EDITORIAL: Roberts for Assembly in 107th

SOME POLITICAL ENDORSEMENTS boil down to a question of whether it’s better to throw the bums out of office or to keep the bums you’ve got, because the bums who want the incumbent bums’ jobs are a whole lot worse. That’s not the case with the people running for state and federal office in Columbia County. It seems like here we’re bum-free.
That’s true in the newly redrawn 107th Assembly District, where Republican Steve McLaughlin faces Democrat Cheryl Roberts. Both have qualities well worth trust and support, so choosing between them means you have to choose which one is likely to do the most good for the district in the next two years. The Columbia County part of the 107th District looks like a hockey stick made up of Kinderhook, Chatham and New Lebanon in the north then swinging south through Canaan, Austerlitz and Hillsdale. But this county is the tail of the dog, because the district runs north through all of Rensselaer County except for a densely settled pocket between the cities of Troy and Rensselaer. There’s also a smidgen of it up in Washington County.
Mr. McLaughlin, a former local banker, lives at the northern end of Rensselaer County and now works for a green energy company. He’s an incumbent Assemblyman finishing his first term, but with no input from him, the district he now represents will disappear at the end of this year as part of this state’s politically polluted redistricting process. He currently represents parts of the new 107th District, but in other parts they’d never heard of him before this election, which gives him less name recognition than some incumbents enjoy and puts the race on more of an even footing.
Registration figures suggest an unpredictable electorate: the largest segment of voters in the 107th fall under the heading “Blank,” which means they express no political party preference. Republicans are second, with Democrats a close third.
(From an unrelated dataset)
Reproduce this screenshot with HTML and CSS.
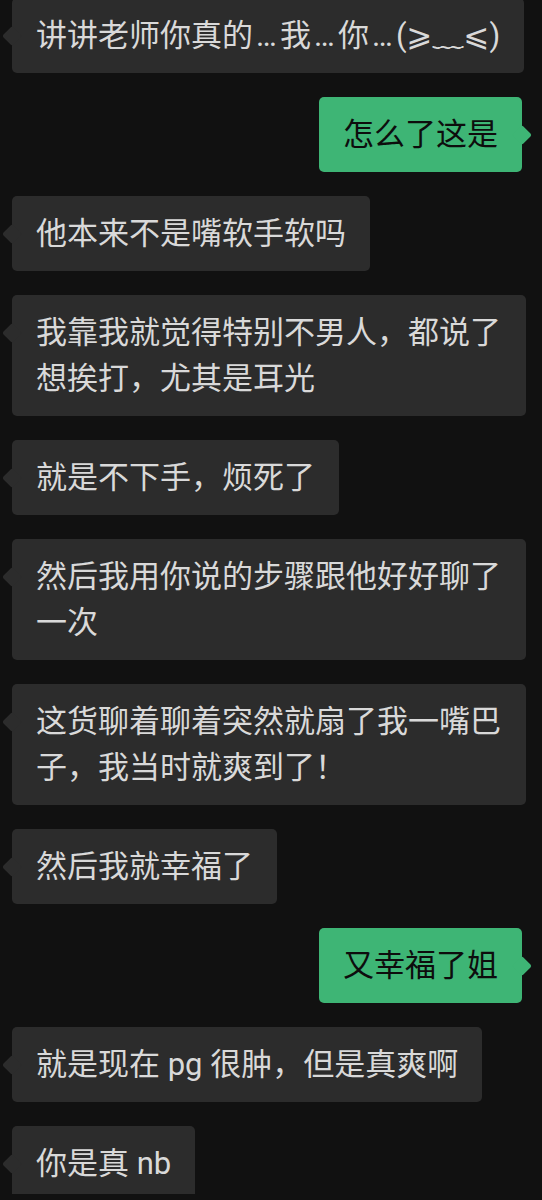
FILE: index.html
```html
<!DOCTYPE html>
<html lang="zh-CN">
<head>
  <meta charset="UTF-8" />
  <meta name="viewport" content="width=device-width, initial-scale=1.0" />
  <title>聊天</title>
  <link rel="stylesheet" href="styles.css">
</head>
<body>
  <div class="chat">
    <div class="msg in"><div class="bubble nowrap">讲讲老师你真的<span class="ell">…</span>我<span class="ell">…</span>你<span class="ell">…</span>(⩾﹏⩽)</div></div>
    <div class="msg out"><div class="bubble">怎么了这是</div></div>
    <div class="msg in"><div class="bubble">他本来不是嘴软手软吗</div></div>
    <div class="msg in"><div class="bubble">我靠我就觉得特别不男人，都说了想挨打，尤其是耳光</div></div>
    <div class="msg in"><div class="bubble">就是不下手，烦死了</div></div>
    <div class="msg in"><div class="bubble">然后我用你说的步骤跟他好好聊了一次</div></div>
    <div class="msg in"><div class="bubble">这货聊着聊着突然就扇了我一嘴巴子，我当时就爽到了！</div></div>
    <div class="msg in"><div class="bubble">然后我就幸福了</div></div>
    <div class="msg out"><div class="bubble">又幸福了姐</div></div>
    <div class="msg in"><div class="bubble">就是现在 pg 很肿，但是真爽啊</div></div>
    <div class="msg in"><div class="bubble">你是真 nb</div></div>
  </div>
</body>
</html>
```

FILE: styles.css
```css
* {
  box-sizing: border-box;
  margin: 0;
  padding: 0;
}

body {
  background: #111111;
  font-family: Roboto, "Noto Sans CJK SC", "DejaVu Sans", sans-serif;
}

.chat {
  height: 1194px;
  overflow: hidden;
  display: flex;
  flex-direction: column;
  gap: 24px;
  padding-left: 12px;
}

.msg {
  display: flex;
  flex-shrink: 0;
}

.msg:first-child {
  margin-top: -2px;
}

.msg.out {
  justify-content: flex-end;
  padding-right: 20px;
}

.bubble {
  position: relative;
  max-width: 514px;
  padding: 15px 24px 14px;
  border-radius: 5px;
  font-size: 31px;
  line-height: 46px;
  background: #2c2c2c;
  color: #d9d9d9;
}

.bubble.nowrap {
  white-space: nowrap;
}

.bubble::before {
  content: "";
  position: absolute;
  top: 31px;
  width: 14px;
  height: 14px;
  border-radius: 2px;
  background: inherit;
  transform: rotate(45deg);
}

.in .bubble::before {
  left: -7px;
}

.out .bubble {
  background: #3eb575;
  color: #0d0d0d;
}

.out .bubble::before {
  right: -7px;
}

.ell {
  display: inline-block;
  width: 0.87em;
  text-align: center;
}
```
Mr. McLaughlin hasn’t accomplished much in his term. That’s not his fault. The way the Democrats in the Assembly treat the minority Republicans is disgraceful, possibly worse than majority Republicans in the state Senate treat their Democratic colleagues (except for the brief period two years ago when Senate Democrats got control and behaved more shamefully than anybody imagined; then their leaders were removed or hauled off to jail).
An Assembly seat offers minority Republicans an amplified soapbox and a chance to go along with the good laws adopted by the majority, but no avenue to shape legislation or affect policy. And whether anyone likes it or not, that lopsided situation is permanent, because the majority that rules comes from where the people are–the New York Metropolitan Area. To his credit, Mr. McLaughlin has spoken out against abuses of power in the Assembly, including secret payments approved by the speaker to hush up sexual abuse cases involving a powerful city Democrat.
This district needs a stronger force in the Assembly to look out for our interests, whether it’s on behalf school funding, or a fair deal for farmers or clean water, mandate relief, curbing the behavior of misguided bureaucracies or maintaining standards of conduct that don’t squander taxpayers’ money on coddling powerful creeps.
Ms. Roberts, a lawyer, lives in Austerlitz, where she served as a town justice. She has exceptional qualifications for legislative office starting with her service as a congressional staffer. She has worked across party lines on issues ranging from local to national. Her tenacity on behalf the municipalities she represents is widely acknowledged, and her extensive knowledge of the law was on display when she recently led a team of lawyers who won a case for home rule, allowing a town in central New York to stand up to pressure from the gas drilling industry.
Maybe the leadership of the Assembly thought it could ignore the outrage of the minority members like Mr. McLaughlin, passing it off as partisan sniping. But think of how Democratic power brokers will squirm if Ms. Roberts, a former judge and a strong supporter of the rights of women, has an insider’s seat at the Assembly’s majority caucus.
Voters in the 107th District have good choices for Assembly, but one stands out as a with a distinguished record, aware of what our communities need from Albany and possessing the energy, authority and experience to represent this region as it has seldom been represented before. For those reasons, vote for Cheryl Roberts for Assembly November 6.